Foto: Getty Images/AFP
Uma era chega ao fim
Omar al-Bashir governou o Sudão desde 1993 até sua queda, em abril de 2019. Os seus críticos foram violentamente reprimidos. Para manter o poder, al-Bashir chegou a dissolver o Parlamento, em 1999. Na mesma altura, concedeu asilo ao líder da Al-Qaeda, Osama bin Laden. Acima de tudo, porém, o seu nome continua associado à guerra sangrenta contra os separatistas na província de Darfur.
Foto: Reuters/M. Nureldin Abdallah
Ditador em tribunal
Ver o ditador em tribunal era um sonho antigo de muitos sudaneses. A 16 de junho, Omar al-Bashir apareceu no processo contra ele instaurado. Para já, é acusado de corrupção e posse ilegal de moeda estrangeira. Depois da sua queda, a polícia encontrou na sua residência sacos de dinheiro no valor de mais de cem milhões de dólares.
Foto: picture-alliance/AP Photo/M. Hjaj
As mulheres querem ser ouvidas
Muitas mulheres participaram nos protestos. As mulheres no Sudão sempre beneficiaram de uma liberdade relativamente significante. Agora, não só reforçam quantitativamente as manifestações, como também lhes dão um rosto diferente. A sua presença expressa o desejo de democracia e igualdade de muitos cidadãos.
Foto: Getty Images/AFP/A. Shazly
Ícone da revolução
A estudante de arquitetura Alaa Salah tornou-se a face da revolução. Quando subiu ao telhado de um carro em abril para falar com os manifestantes, um fotógrafo atento fez esta imagem. Desde então, ela tem sido partilhada inúmeras vezes nas redes sociais. Fotos como estas tornaram-se uma parte importante da revolução, porque convidam os cidadãos a identificarem-se com os protestos.
Foto: Getty Images/AFP
Solidariedade internacional
Graças às plataformas sociais online, a notícia dos protestos no Sudão rapidamente correu o mundo. E logo mereceram apoio internacional, como aqui em Edimburgo, Escócia. Recentemente os ministros dos Negócios Estrangeiros da União Europeia também se fizeram ouvir: "A UE apela ao fim imediato de toda a violência contra o povo sudanês", disseram numa declaração oficial.
No entanto, a oposição ao exército no poder não é consensual. Muitos sudaneses apoiam os militares, porque acreditam que só uma governação autoritária pode conduzir o país a um futuro próspero. Os apoiantes dos militares consideram que o General Abdel Fattah Burhan, presidente do Conselho Militar, representado no cartaz, reúne as condições para cumprir a tarefa.

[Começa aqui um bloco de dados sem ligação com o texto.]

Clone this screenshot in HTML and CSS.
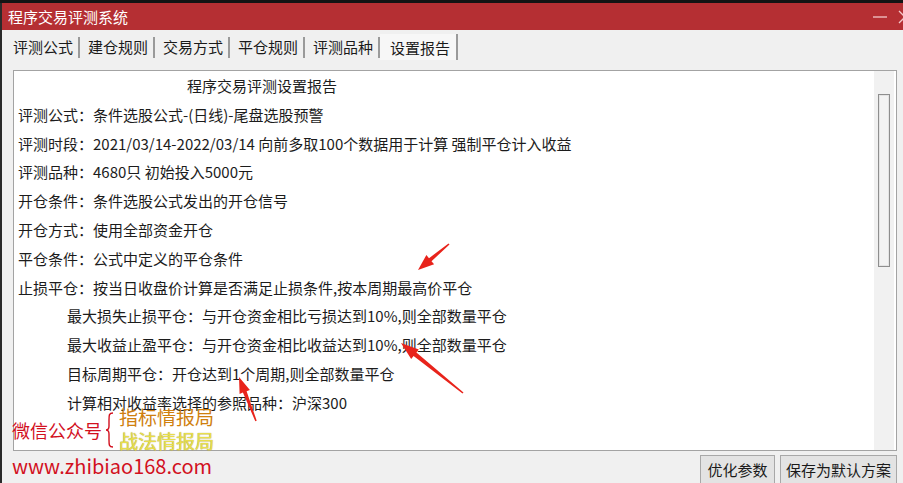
FILE: index.html
```html
<!DOCTYPE html>
<html lang="zh-CN">
<head>
    <meta charset="UTF-8">
    <title>程序交易评测系统</title>
    <link rel="stylesheet" href="styles.css">
</head>
<body>
    <div class="window">
        <!-- Title bar -->
        <div class="titlebar">
            <span class="title">程序交易评测系统</span>
            <div class="controls">
                <svg width="16" height="16" viewBox="0 0 16 16"><line x1="1" y1="8" x2="15" y2="8" stroke="#f3c9ca" stroke-width="1.3"/></svg>
                <svg width="16" height="16" viewBox="0 0 16 16"><path d="M2 2 L14 14 M14 2 L2 14" stroke="#f3c9ca" stroke-width="1.3"/></svg>
            </div>
        </div>

        <!-- Tabs -->
        <div class="tabs">
            <div class="tab">评测公式</div>
            <div class="tab">建仓规则</div>
            <div class="tab">交易方式</div>
            <div class="tab">平仓规则</div>
            <div class="tab">评测品种</div>
            <div class="tab active">设置报告</div>
        </div>

        <!-- Report panel -->
        <div class="panel">
            <div class="report">
                <div class="line heading">程序交易评测设置报告</div>
                <div class="line">评测公式：条件选股公式-(日线)-尾盘选股预警</div>
                <div class="line">评测时段：2021/03/14-2022/03/14 向前多取100个数据用于计算 强制平仓计入收益</div>
                <div class="line">评测品种：4680只 初始投入5000元</div>
                <div class="line">开仓条件：条件选股公式发出的开仓信号</div>
                <div class="line">开仓方式：使用全部资金开仓</div>
                <div class="line">平仓条件：公式中定义的平仓条件</div>
                <div class="line">止损平仓：按当日收盘价计算是否满足止损条件,按本周期最高价平仓</div>
                <div class="line sub">最大损失止损平仓：与开仓资金相比亏损达到10%,则全部数量平仓</div>
                <div class="line sub">最大收益止盈平仓：与开仓资金相比收益达到10%,则全部数量平仓</div>
                <div class="line sub">目标周期平仓：开仓达到1个周期,则全部数量平仓</div>
                <div class="line sub">计算相对收益率选择的参照品种：沪深300</div>
            </div>
            <div class="scrollbar">
                <div class="thumb"></div>
            </div>
        </div>

        <!-- Buttons -->
        <div class="actions">
            <button class="btn btn-opt">优化参数</button>
            <button class="btn btn-save">保存为默认方案</button>
        </div>
    </div>

    <!-- Watermark overlay -->
    <div class="watermark">
        <span class="wx">微信公众号</span>
        <svg class="brace" width="10" height="36" viewBox="0 0 10 36">
            <path d="M8 1 C4 1 4 3 4 8 L4 14 C4 17 3 18 1 18 C3 18 4 19 4 22 L4 28 C4 33 4 35 8 35" fill="none" stroke="#d2101e" stroke-width="1.4"/>
        </svg>
        <span class="name1">指标情报局</span>
        <span class="name2">战法情报局</span>
        <span class="site">www.zhibiao168.com</span>
    </div>

    <!-- Red arrows overlay -->
    <svg class="arrows" width="903" height="483" viewBox="0 0 903 483">
        <polygon points="448.5,243.5 429,258.2 426.4,255.1 418,270 434.1,264.3 431.5,261.2 449.5,244.5" fill="#e8231b"/>
        <polygon points="463.5,392.4 416.4,352.6 418.8,349.6 401,343 411.2,359 413.6,356 462.5,393.6" fill="#e8231b"/>
        <polygon points="256.7,420.7 246.6,391.2 249.9,389.9 239,377 239.6,393.9 242.9,392.6 255.3,421.3" fill="#e8231b"/>
    </svg>
</body>
</html>
```

FILE: styles.css
```css
body {
    margin: 0;
    width: 903px;
    height: 483px;
    overflow: hidden;
    background-color: #141414;
    font-family: "Noto Sans CJK SC", "Noto Sans", sans-serif;
    position: relative;
}

.window {
    margin-top: 3px;
    height: 480px;
    background-color: #f0f0f0;
    border-left: 2px solid #2a2a2a;
}

.titlebar {
    height: 27px;
    background-color: #b52f33;
    display: flex;
    align-items: center;
    justify-content: space-between;
    padding-left: 6px;
}

.title {
    color: #ffffff;
    font-size: 15px;
}

.controls {
    display: flex;
    gap: 9px;
    margin-right: -10px;
}

.tabs {
    display: flex;
    padding: 7px 0 0 3px;
}

.tab {
    height: 21px;
    line-height: 20px;
    font-size: 15px;
    color: #1a1a1a;
    padding: 0 5px 0 8px;
    border-right: 2px solid #9a9a9a;
}

.tab.active {
    padding: 0 6px 0 10px;
    background-color: #f7f7f7;
    height: 26px;
    margin-top: -3px;
    line-height: 27px;
}

.panel {
    margin: 10px 6px 0 11px;
    height: 379px;
    border: 1px solid #a3a3a3;
    background-color: #ffffff;
    display: flex;
}

.report {
    flex: 1;
    padding: 1px 0 0 4px;
    font-size: 15px;
    color: #1c1c1c;
}

.line {
    height: 28.8px;
    line-height: 28.8px;
    white-space: nowrap;
}

.heading {
    padding-left: 169px;
}

.sub {
    padding-left: 49px;
}

.scrollbar {
    width: 20px;
    margin-right: 2px;
    background-color: #f1f1f1;
    padding: 23px 0 0 4px;
    box-sizing: border-box;
}

.thumb {
    width: 10px;
    height: 171px;
    border: 1px solid #8e8e8e;
    box-shadow: inset 0 0 0 1px #e4e4e4;
    background-color: #f3f3f3;
}

.actions {
    display: flex;
    justify-content: flex-end;
    gap: 5px;
    margin: 4px 6px 0 0;
}

.btn {
    height: 29px;
    font-family: "Noto Sans CJK SC", "Noto Sans", sans-serif;
    font-size: 15px;
    color: #1a1a1a;
    background-color: #e3e3e3;
    border: 1px solid #a8a8a8;
    padding: 0;
}

.btn-opt {
    width: 75px;
}

.btn-save {
    width: 117px;
}

/* watermark */
.watermark {
    position: absolute;
    left: 0;
    top: 0;
}

.wx {
    position: absolute;
    left: 12px;
    top: 418px;
    font-size: 18px;
    line-height: 24px;
    color: #d2101e;
    white-space: nowrap;
}

.brace {
    position: absolute;
    left: 105px;
    top: 412px;
}

.name1,
.name2 {
    position: absolute;
    left: 119px;
    font-size: 19px;
    line-height: 24px;
    white-space: nowrap;
}

.name1 {
    top: 405px;
    color: #cf7f0e;
}

.name2 {
    top: 429px;
    color: #e8de4c;
    text-shadow: 0 0 1px #9a8a20;
}

.site {
    position: absolute;
    left: 12px;
    top: 453px;
    font-size: 20px;
    line-height: 26px;
    color: #d2101e;
    white-space: nowrap;
}

.arrows {
    position: absolute;
    left: 0;
    top: 0;
    pointer-events: none;
}
```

Foto: Getty Images/AFP/A. Shazly
À espera
Mas a eminência parda General Mohammed Hamdan Daglu, conhecido por Hemeti, é tido como o homem forte do regime de transição. Daglu comandou a tropa que reprimiu os protestos em frente ao quartel-general militar. Durante a guerra do Darfur, liderou as milícias Janjaweed, que combateram brutalmente os rebeldes. Os manifestantes temem que ele possa vir a ser o novo governante do país.
Foto: Reuters/M.N. Abdallah
O Golfo preocupado
Políticos de outros países árabes também olham com nervosismo para o Sudão. Por exemplo, Mohamed bin Zayad al-Nahyan, o Príncipe Herdeiro dos Emirados Árabes Unidos. Tal como a Arábia Saudita, os Emirados Árabes Unidos temem que o protesto possa ser um exemplo de uma revolução popular bem-sucedida na região, pondo em questão governos autoritários. Ambos os países apoiam os militares sudaneses.
Foto: picture-alliance/AP Photo/Ministry of Presidential Affairs/M. Al Hammadi
Os vizinhos a norte
Também no Cairo se olha com preocupação para Cartum. O Governo do Presidente Abdel-Fattah al-Sisi receia que a Irmandade Muçulmana possa ganhar influência no Sudão - precisamente o grupo contra o qual o Governo egípcio está a agir com todas as suas forças no seu próprio país. Se a Irmandade Muçulmana se estabelecesse no Sudão, poderia, a partir daí, voltar a exercer uma forte influência no Egito.
Foto: picture-alliance/Photoshot/MENA
Protestos sem fim à vista
No Sudão prosseguem os protestos. No dia 14 de junho, Sadiq al-Mahdi, uma das principais figuras da oposição do país durante décadas, exigiu uma investigação da evacuação violenta do campo de protesto. É algo que não pode agradar aos militares. As tensões poderão voltar a agravar-se.